For the Cookie Cups
Preheat oven to 350°. Grease a mini muffin tin very well and set aside. (You will make 3 batches)
Cream melted butter and brown sugar together until smooth. Add in egg and vanilla and mix until smooth. Scoop in peanut butter and stir until incorporated completely. Pour in flour and baking soda and mix until just combined.
Scoop about 1 1/2 tablespoons of dough (enough to fill the cookie tins 3/4 of the way) for each cookie into the muffin tin wells. Repeat this process for the remaining dough. You will need to make 3 batches so fill as many pans as you have until the second batch (2 mini muffin tins should fit at the same time.) Place pans in preheated oven and bake for 10-12 minutes or until edges are set. Edges will be set but middle will still be soft and underdone. This is what makes them chewy.
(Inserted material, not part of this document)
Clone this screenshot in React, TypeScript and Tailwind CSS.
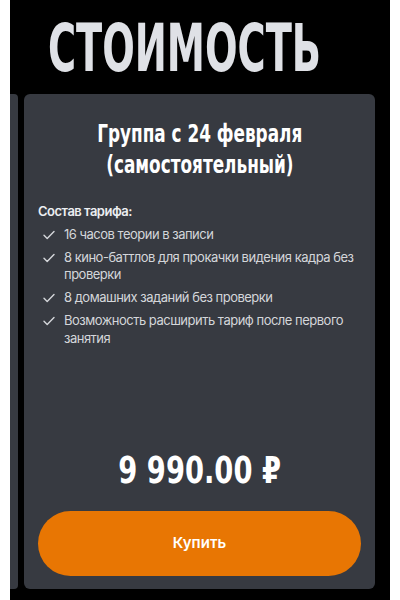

IMMEDIATELY when they come out of the oven, make a deep well into each of the cookie cups with anything you have with a rounded head. I like to use the arm of my rolling pin because its the perfect size and rounded or I have also used a melon baller. Let them cool in their pans for 10 minutes before transferring to a wire rack or they will be too soft to handle. While cookies are cooling, prepare your simple chocolate ganache.
For the Chocolate Ganache
Heat the heavy cream in a small saucepan until warm to the touch. You can also do this carefully in the microwave for about 30 seconds. Add in chocolate chips and mix until the warm heavy cream melts the chips completely. Mixture should be very smooth and satiny, it should not be thick. If it is too thick it may not stay creamy after the first day so add more cream. Spoon the ganache into the well of the cooled cookies right to the top. Once you filled all of your cookies, sprinkle your chopped reese's on top.
Cookies will stay soft for up 10 days at room temperature in an airtight container.